18» своего крова, хлеба и радостей. Его обвинениям невозможно было возразить. Но если раньше всегда во мне жило искреннее сочувствие родным и близким мне людям, то теперь я впервые понял, что этого мало. Обида и боль, высказанные Братом, требовали признания вины, вины не только руководителей, учинивших расправу над крестьянством, но и всех свидетелей-соседей, на глазах которых эта расправа была учинена. Я впервые понял и то, что протест свой он нес в себе всю жизнь. Он не мог его выразить ни резким словом, ни активным действием, но и не мог его погасить. Пришла ко мне догадка, что избранная и выработавшаяся с годами форма его поведения, образ жизни и явились его следствием, а может быть, и его выражением. Он не хотел служить государству, которое его обездолило. Он не искал в нем карьеры и не брал на себя никаких обязательств, кроме одного – соблюдение простейших правил поведения. Когда-то у него был паспорт, и какое-то время он учился в институте и после исключения из него где-то работал. Никто не знает, когда он потерял паспорт и тем более – когда он превратился в гражданина без паспорта и определенных занятий. Он не пошел на войну. И, думаю я, не в плохом зрении тому была причина. Все считали его белобилетником. Но никто этого белого билета у него не видел и не помнит, чтобы его когда-либо вызывали в военкомат. Он никогда не обнаруживал никаких общественных амбиций и не искал каких-либо признаний. Не обременил он себя и семейными обязанностями, кроме постоянной заботы о матери. Тунеядцем он не стал. На свой хлеб и одежду зарабатывал честным трудом, но к высоким его показателям не стремился. Он соблюдал порядочность по отношению к своей жене, Клавдии Ивановне, с которой так и не зарегистрировал брак по причине отсутствия паспорта. Детей у них не получилось. Да он их, наверное, и не хотел иметь, чтобы и им не оставлять каких-либо обязательств. Чужих детей он, однако, любил и свою естественную мужскую ласку проявлял к нашим детям, своим племянникам.

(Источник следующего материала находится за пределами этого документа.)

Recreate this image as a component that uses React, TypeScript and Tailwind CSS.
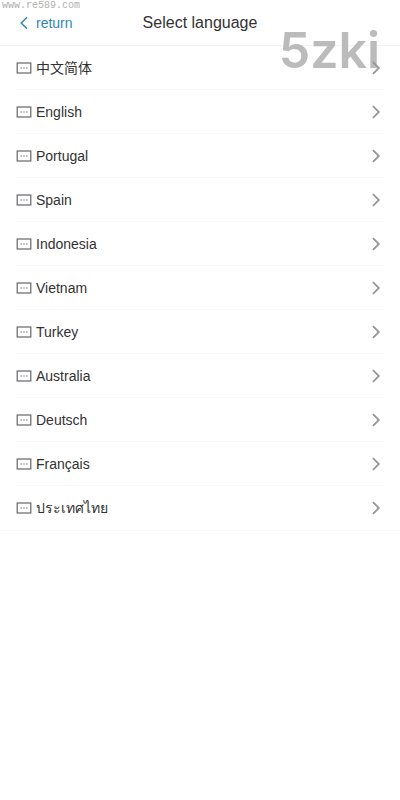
/**
 * Language picker: header bar with a back link and a list of languages.
 */

const LANGUAGES = [
  { code: 'zh-CN', name: '中文简体' },
  { code: 'en', name: 'English' },
  { code: 'pt', name: 'Portugal' },
  { code: 'es', name: 'Spain' },
  { code: 'id', name: 'Indonesia' },
  { code: 'vi', name: 'Vietnam' },
  { code: 'tr', name: 'Turkey' },
  { code: 'en-AU', name: 'Australia' },
  { code: 'de', name: 'Deutsch' },
  { code: 'fr', name: 'Français' },
  { code: 'th', name: 'ประเทศไทย' },
]

export default function App() {
  return (
    <div className="relative min-h-screen bg-white font-['Liberation_Sans','Noto_Sans_CJK_SC','Noto_Sans',sans-serif] text-[#323233]">
      {/* Watermarks */}
      <span className="pointer-events-none absolute left-0.5 top-0 font-['Liberation_Mono',monospace] text-[10px] leading-3 text-[#b0b0b0]">
        www.re589.com
      </span>
      <span className="pointer-events-none absolute right-5 top-4 font-['Inter',sans-serif] text-[50px] font-semibold leading-[68px] text-[#bbbbbb]">
        5zki
      </span>

      {/* Header */}
      <header className="grid h-[46px] grid-cols-[1fr_auto_1fr] items-center border-b border-[#f3f4f5] px-4">
        <a href="#back" className="flex items-center gap-1 text-sm text-[#3086b5]">
          <ChevronLeft />
          return
        </a>
        <h1 className="text-base">Select language</h1>
      </header>

      {/* Languages */}
      <ul className="border-b border-[#f6f7f8]">
        {LANGUAGES.map((language) => (
          <li key={language.code} className="group px-4">
            <button
              type="button"
              lang={language.code}
              className="relative flex h-11 w-full items-center gap-1 border-b border-[#f6f7f8] text-left text-sm group-last:border-b-0"
            >
              <MessageIcon />
              <span className="flex-1">{language.name}</span>
              <ChevronRight />
            </button>
          </li>
        ))}
      </ul>
    </div>
  )
}

function ChevronLeft() {
  return (
    <svg width="16" height="16" viewBox="0 0 16 16" fill="none" stroke="currentColor" strokeWidth="1.4" aria-hidden="true">
      <path d="M11 2.2 5.2 8l5.8 5.8" />
    </svg>
  )
}

function ChevronRight() {
  return (
    <svg width="16" height="16" viewBox="0 0 16 16" fill="none" stroke="#969799" strokeWidth="1.8" aria-hidden="true">
      <path d="M5 2.2 10.8 8 5 13.8" />
    </svg>
  )
}

function MessageIcon() {
  return (
    <svg width="16" height="16" viewBox="0 0 16 16" fill="none" aria-hidden="true">
      <rect x="1.2" y="3" width="13.6" height="10" stroke="#646568" strokeWidth="1.2" />
      <path d="M4.5 8h1.4M7.3 8h1.4M10.1 8h1.4" stroke="#646568" strokeWidth="1.2" />
    </svg>
  )
}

Так вот случилось, что обида и справедливый протест выродились в характер человека-неудачника. Нет у меня права упрекать брата моего двоюродного Леонида Федотовича за его недостатки, причины которых мне показались теперь так ясны. Мне обидно и печально, однако, что избранная им форма протеста лишила его самого человеческой радости и счастья жизни.
А сейчас мне подумалось, что если бы брат его младший Борис пришел с войны живым, то он-то сумел бы и род свой продолжить, и жизнь свою завершить полезным для себя и людей делом.
Погиб Леонид Федотович Левыкин на завершении седьмого десятка лет своей жизни. Погиб трагически. От старой своей матери Анны Васильевны он спешил домой, к жене в Солнцево. В темноте наступившего вечера, пересекая Ярославское шоссе, он не увидел мчавшийся на него автомобиль. Зрение-то у него действительно было плохое. В больнице он скончался, не приходя в сознание. Тому трагическому случаю уже прошло пять лет. Теперь умирает на девяносто восьмом году жизни его мать Анна Васильевна Левыкина. Почти целый век прожила она на земле. Большая его половина прошла в переживании невзгод, тяжелом труде и христианском, русском терпении.
Невеселая выпала судьба старшим братьям моего Отца Александру и Федоту Ивановичам. Злой рок навис над ними с тех пор, как приобрели они имение бывших незадачливых дворян. А может быть, он достался им вместе с приобретенными домом, амбарами, ригами, прекрасным яблоневым садом? Сами-то они ни перед Богом, ни перед государством грехов тяжких не совершали, и Дьяволу душу свою не продавали, и преступлений перед людьми не совершали. За что же их так безжалостно преследовала злая роковая судьба? Почему Бог не защитил, не уберег перед бедой этих православных, верующих, трудолюбивых и честных людей? Почему он не помог их детям? Одних он не уберег от соблазна, другого не защитил на бранном поле. А жен их оставил в одинокой и беззащитной старости.
Ольга Семеновна все-таки дождалась своих сыновей. Старший, Георгий, живой и невредимый вернулся в победном сорок пятом, и не из тюрьмы, а с фронта. А младший, Валентин, пришел с туберкулезом легких в конце сороковых из далекого дальневосточного лагеря. Помню, как однажды в освобожденном Моздоке я получил от них почти одновременно два письма треугольничка. Георгий писал мне, что он теперь по своей просьбе решением суда освобожден из тюрьмы с отбыванием наказания на фронте в штрафной роте. А Валентин сообщал, что попал под суд за совершенное им преступление. Я быстро ответил обоим братьям. Георгия поздравил с освобождением, а Валентину посоветовал поступить по примеру старшего брата. Потом оказалось, что последовать моему совету ему помешал открывшийся туберкулез. Ему предстояло лечение в тюремной больнице.